- GIVEN INFORMATION -
-------------------------
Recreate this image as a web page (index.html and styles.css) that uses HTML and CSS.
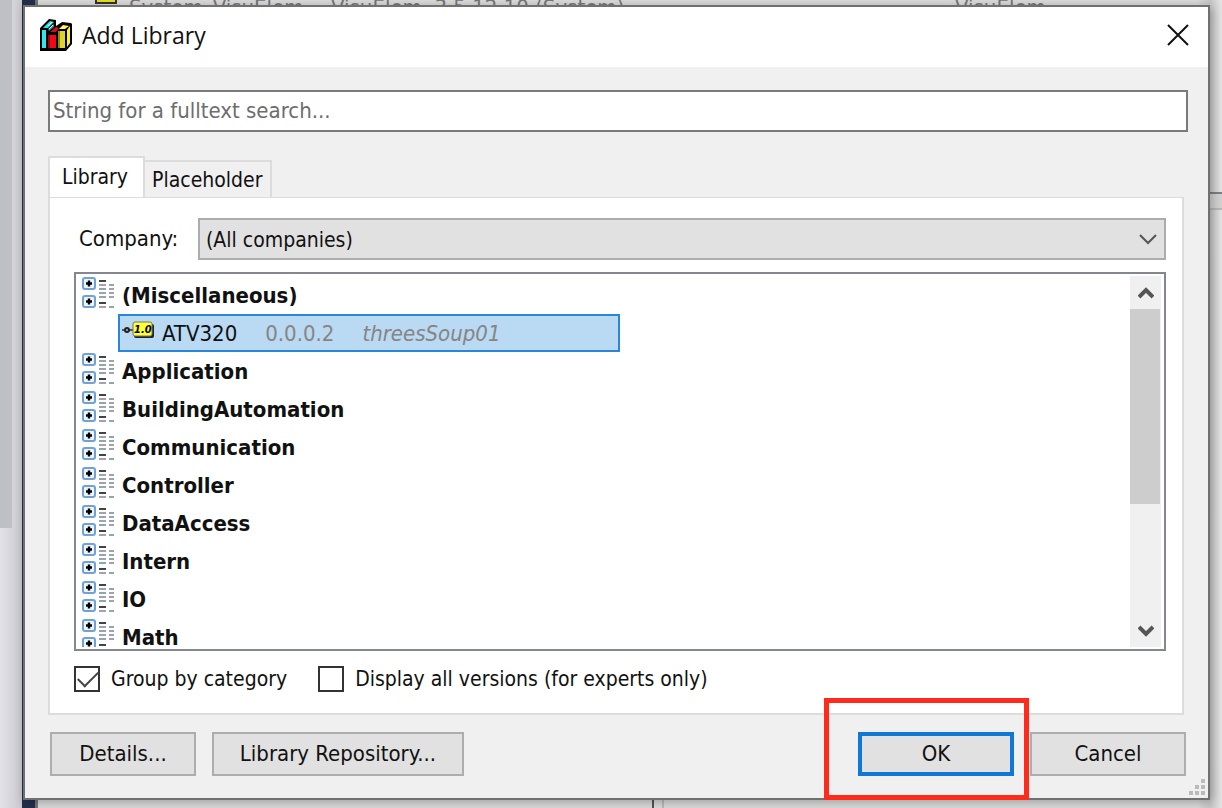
FILE: index.html
```html
<!DOCTYPE html>
<html lang="en">
<head>
    <meta charset="UTF-8">
    <meta name="viewport" content="width=device-width, initial-scale=1.0">
    <title>Add Library</title>
    <link rel="stylesheet" href="styles.css">
</head>
<body>
<!-- Shared icons -->
<svg class="sprite" aria-hidden="true">
    <symbol id="icon-category" viewBox="0 0 32 34">
        <g fill="#eef5fc" stroke="#6fa3d6" stroke-width="2">
            <rect x="1" y="2" width="12" height="11" rx="2"/>
            <rect x="1" y="20" width="12" height="11" rx="2"/>
        </g>
        <path d="M4 7.5h6M7 4.5v6M4 25.5h6M7 22.5v6" stroke="#000" stroke-width="2.4"/>
        <path d="M17 5h7M17 27h7" stroke="#444" stroke-width="2"/>
        <path d="M17 9h7M17 17h7M27 13h5M27 21h5M17 31h7" stroke="#a79fb8" stroke-width="2"/>
        <path d="M17 13h7M17 21h7M27 9h5M27 17h5M27 31h5" stroke="#8eaaa4" stroke-width="2"/>
    </symbol>
</svg>

<div class="backdrop" aria-hidden="true">
    <div class="side-thumb"></div>
    <div class="side-edge"></div>
    <div class="back-row">
        <span class="back-icon"></span>
        <span class="back-name">System_VisuElem</span>
        <span class="back-version">VisuElem, 3.5.12.10 (System)</span>
        <span>VisuElem</span>
    </div>
    <div class="right-strip"></div>
    <div class="bottom-split"></div>
</div>

<main class="dialog" role="dialog" aria-labelledby="title">
    <header class="title-bar">
        <svg class="books" viewBox="0 0 32 32" aria-hidden="true">
            <path d="M0 9l9-9 7 1v6l6-4 9 1 1 1v20l-6 7H0z" fill="#000"/>
            <path d="M2 11h4v18H2z" fill="#2fe6ef"/>
            <path d="M3 9l7-7 4 1-6 6z" fill="#2fe6ef"/>
            <path d="M8 10l6-5v3l-5 4z" fill="#159aa0"/>
            <path d="M8 7l4-4M9 10l4-4" stroke="#fff" stroke-width="1"/>
            <path d="M8 16h8v13H8z" fill="#f00a18"/>
            <path d="M8 16h2v13H8z" fill="#8e0710"/>
            <path d="M10 13l6-5 3 1-3 4z" fill="#d90b18"/>
            <path d="M18 12h7v17h-7z" fill="#ded52a"/>
            <path d="M18 12h2v17h-2z" fill="#8e841a"/>
            <path d="M19 10l4-4 6 1-4 3z" fill="#fff45a"/>
            <path d="M27 11l3-4v17l-3 4z" fill="#fff02c"/>
        </svg>
        <h1 id="title">Add Library</h1>
        <button class="close" type="button" aria-label="Close">
            <svg viewBox="0 0 22 22"><path d="M1 1l20 20M21 1L1 21" fill="none" stroke="#111" stroke-width="2"/></svg>
        </button>
    </header>

    <form class="content">
        <input class="search" type="text" placeholder="String for a fulltext search..." aria-label="Fulltext search">

        <div class="tabs" role="tablist">
            <button class="tab active" type="button" role="tab" aria-selected="true">Library</button>
            <button class="tab" type="button" role="tab" aria-selected="false">Placeholder</button>
        </div>

        <section class="panel" role="tabpanel">
            <div class="company">
                <label for="company">Company:</label>
                <div class="select-wrap">
                    <select id="company">
                        <option>(All companies)</option>
                    </select>
                    <svg class="chevron" viewBox="0 0 18 12" aria-hidden="true"><path d="M1 2l8 8 8-8" fill="none" stroke="#555" stroke-width="2"/></svg>
                </div>
            </div>

            <div class="library-list">
                <ul class="tree">
                    <li><svg class="category-icon"><use href="#icon-category"/></svg>(Miscellaneous)</li>
                    <li class="entry">
                        <svg class="version-icon" viewBox="0 0 32 20" aria-hidden="true">
                            <path d="M0 9h3M7 9h4" stroke="#555" stroke-width="2"/>
                            <circle cx="5" cy="9" r="2" fill="#bbb" stroke="#222" stroke-width="2"/>
                            <rect x="12" y="3" width="20" height="14" rx="2" fill="#222"/>
                            <rect x="11" y="1" width="19" height="14" rx="2" fill="#ffff35" stroke="#777" stroke-width="1"/>
                            <text x="12" y="12" class="version-text">1.0</text>
                        </svg>
                        <span class="entry-name">ATV320</span>
                        <span class="entry-version">0.0.0.2</span>
                        <em>threesSoup01</em>
                    </li>
                    <li><svg class="category-icon"><use href="#icon-category"/></svg>Application</li>
                    <li><svg class="category-icon"><use href="#icon-category"/></svg>BuildingAutomation</li>
                    <li><svg class="category-icon"><use href="#icon-category"/></svg>Communication</li>
                    <li><svg class="category-icon"><use href="#icon-category"/></svg>Controller</li>
                    <li><svg class="category-icon"><use href="#icon-category"/></svg>DataAccess</li>
                    <li><svg class="category-icon"><use href="#icon-category"/></svg>Intern</li>
                    <li><svg class="category-icon"><use href="#icon-category"/></svg>IO</li>
                    <li><svg class="category-icon"><use href="#icon-category"/></svg>Math</li>
                </ul>
                <div class="scrollbar">
                    <button type="button" aria-label="Scroll up">
                        <svg viewBox="0 0 16 14"><path d="M1 11l7-7 7 7" fill="none" stroke="#555" stroke-width="4"/></svg>
                    </button>
                    <div class="track"><div class="thumb"></div></div>
                    <button type="button" aria-label="Scroll down">
                        <svg viewBox="0 0 16 14"><path d="M1 3l7 7 7-7" fill="none" stroke="#555" stroke-width="4"/></svg>
                    </button>
                </div>
            </div>

            <div class="options">
                <label><input type="checkbox" checked>Group by category</label>
                <label><input type="checkbox">Display all versions (for experts only)</label>
            </div>
        </section>

        <footer class="actions">
            <button class="details" type="button">Details...</button>
            <button class="repository" type="button">Library Repository...</button>
            <span class="ok-wrap">
                <button class="ok" type="submit">OK</button>
                <span class="highlight"></span>
            </span>
            <button class="cancel" type="button">Cancel</button>
        </footer>
    </form>

    <svg class="grip" viewBox="0 0 16 16" aria-hidden="true">
        <path d="M12 0h4v4h-4zM6 6h4v4H6zM12 6h4v4h-4zM0 12h4v4H0zM6 12h4v4H6zM12 12h4v4h-4z" fill="#bbb"/>
    </svg>
</main>
</body>
</html>
```
FILE: styles.css
```css
* {
    box-sizing: border-box;
}

body {
    margin: 0;
    min-height: 100vh;
    padding: 5px 12px 8px 23px;
    display: flex;
    position: relative;
    overflow: hidden;
    background: #dcdcdc;
    color: #111;
    font-family: Tahoma, "DejaVu Sans Condensed", "DejaVu Sans", sans-serif;
    font-size: 22px;
    line-height: 28px;
}

button,
input,
select {
    font: inherit;
    color: inherit;
    margin: 0;
}

button {
    padding: 0;
    border: 0;
    background: none;
}

svg {
    display: block;
    flex: none;
}

.sprite {
    position: absolute;
    width: 0;
    height: 0;
}

/* Application window behind the dialog */
.backdrop {
    position: absolute;
    inset: 0;
    overflow: hidden;
    background: linear-gradient(90deg, #dcdcdc 98%, #c8c8c8 99%, #e4e4e4 100%);
}

.side-thumb {
    position: absolute;
    inset: 0 auto 0 0;
    width: 22px;
    background: linear-gradient(90deg, #bfc0c5 0 12px, transparent 12px) 0 0 / 22px 528px no-repeat,
        linear-gradient(90deg, #e2e2e8, #c9c9ce);
}

.side-edge {
    position: absolute;
    inset: 0 auto 0 22px;
    width: 16px;
    background: #22304d;
    border-right: 3px solid #777;
}

.back-row {
    position: absolute;
    top: -6px;
    left: 95px;
    right: 0;
    display: grid;
    grid-template-columns: 34px 202px 624px auto;
    color: #777;
    white-space: nowrap;
}

.back-icon {
    width: 22px;
    height: 10px;
    background: #e8e020;
    border: 2px solid #333;
}

.right-strip {
    position: absolute;
    right: 0;
    top: 192px;
    width: 13px;
    height: 18px;
    background: #d2d2d2;
    border-top: 2px solid #7c8087;
    border-bottom: 2px solid #b8b8b8;
}

.bottom-split {
    position: absolute;
    left: 652px;
    bottom: 0;
    width: 12px;
    height: 10px;
    border-left: 2px solid #555;
    border-right: 2px solid #bbb;
}

.dialog {
    position: relative;
    flex: 1;
    display: flex;
    flex-direction: column;
    background: #f0f0f0;
    border: 2px solid #707070;
    box-shadow: 2px 2px 10px rgba(0,0,0,0.3);
}

.title-bar {
    display: flex;
    align-items: center;
    height: 60px;
    padding: 0 19px 4px 15px;
    background: #fff;
}

.books {
    width: 32px;
    height: 32px;
}

.title-bar h1 {
    flex: 1;
    margin: 0 0 0 10px;
    font-family: "Segoe UI", "Open Sans", sans-serif;
    font-size: 23px;
    font-weight: 400;
}

.close svg {
    width: 22px;
    height: 22px;
}

.content {
    flex: 1;
    display: flex;
    flex-direction: column;
    padding: 23px 20px 22px 23px;
}

.search {
    height: 42px;
    width: 100%;
    padding: 0 3px 2px;
    border: 2px solid #7a7a7a;
    border-radius: 0;
    background: #fff;
}

.search::placeholder {
    color: #6d6d6d;
    opacity: 1;
}

.tabs {
    display: flex;
    align-items: flex-end;
    margin-top: 24px;
}

.tab {
    height: 37px;
    padding: 0 8px 0 7px;
    border: 2px solid #dcdcdc;
    border-left: 0;
    border-bottom: 0;
    font-size: 21px;
}

.tab.active {
    height: 41px;
    padding: 0 15px 2px 12px;
    border-left: 2px solid #dcdcdc;
    background: #fff;
}

.panel {
    flex: 1;
    display: flex;
    flex-direction: column;
    margin-right: 4px;
    padding: 21px 16px 20px 24px;
    background: #fff;
    border: 2px solid #dcdcdc;
    border-top: 0;
    box-shadow: inset 0 2px 0 -1px #dcdcdc;
}

.company {
    display: grid;
    grid-template-columns: 124px 1fr;
    align-items: center;
}

.company label {
    padding-left: 5px;
}

.select-wrap {
    position: relative;
}

.select-wrap select {
    appearance: none;
    display: block;
    width: 100%;
    height: 42px;
    padding: 2px 40px 0 6px;
    background: #e1e1e1;
    border: 2px solid #acacac;
    border-radius: 0;
    font-size: 21px;
}

.chevron {
    position: absolute;
    top: 15px;
    right: 9px;
    width: 18px;
    height: 12px;
    pointer-events: none;
}

.library-list {
    flex: 1 1 0;
    min-height: 0;
    display: flex;
    margin-top: 12px;
    padding: 2px 3px;
    border: 2px solid #828790;
}

.tree {
    flex: 1;
    margin: 0;
    padding: 0 0 0 3px;
    list-style: none;
    overflow: hidden;
    font-weight: 700;
}

.tree li {
    display: flex;
    align-items: center;
    gap: 8px;
    height: 38px;
    padding-top: 2px;
}

.category-icon {
    width: 32px;
    height: 34px;
    margin-bottom: 6px;
}

.tree .entry {
    width: 502px;
    margin-left: 36px;
    padding: 2px 2px 0;
    border: 2px solid #2a86d9;
    background: #bad9f2;
    font-weight: 400;
}

.version-icon {
    width: 32px;
    height: 20px;
    margin-bottom: 6px;
}

.version-text {
    font: italic 700 11px "DejaVu Sans Condensed", sans-serif;
}

.entry-version,
.entry em {
    margin-left: 20px;
    color: #858585;
}

.scrollbar {
    display: flex;
    flex-direction: column;
    width: 31px;
    background: #f0f0f0;
}

.scrollbar button {
    display: grid;
    place-items: center;
    height: 33px;
}

.scrollbar svg {
    width: 16px;
    height: 14px;
}

.track {
    flex: 1;
}

.thumb {
    height: 64%;
    margin-right: 1px;
    background: #cdcdcd;
}

.options {
    display: flex;
    gap: 31px;
    margin-top: 14px;
    font-size: 21px;
}

.options label {
    display: flex;
    align-items: center;
    gap: 11px;
}

.options input {
    appearance: none;
    width: 26px;
    height: 26px;
    border: 2px solid #333;
    background: #fff;
}

.options input:checked::before {
    content: "";
    display: block;
    width: 18px;
    height: 9px;
    margin: 3px 2px;
    border: solid #444;
    border-width: 0 0 2px 2px;
    transform: rotate(-45deg);
}

.actions {
    display: flex;
    gap: 16px;
    margin: 17px 2px 0;
}

.actions button {
    height: 44px;
    background: #e1e1e1;
    border: 2px solid #adadad;
}

.actions .details {
    width: 146px;
}

.actions .repository {
    width: 252px;
}

.actions .ok,
.actions .cancel {
    width: 156px;
}

.actions .ok {
    display: block;
    border: 4px solid #1177d7;
}

.ok-wrap {
    position: relative;
    margin-left: auto;
}

/* Marker around the default button */
.highlight {
    position: absolute;
    inset: -34px -15px -24px -34px;
    border: 5px solid #ff2a1c;
    pointer-events: none;
}

.grip {
    position: absolute;
    right: 3px;
    bottom: 3px;
    width: 16px;
    height: 16px;
}
```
-------------------------
- THE EXERCISE -
Gather every line from the listing above in which the word "styles" appears.

- ANSWER TO THE PROBLEM -
Recreate this image as a web page (index.html and styles.css) that uses HTML and CSS.
    <link rel="stylesheet" href="styles.css">
FILE: styles.css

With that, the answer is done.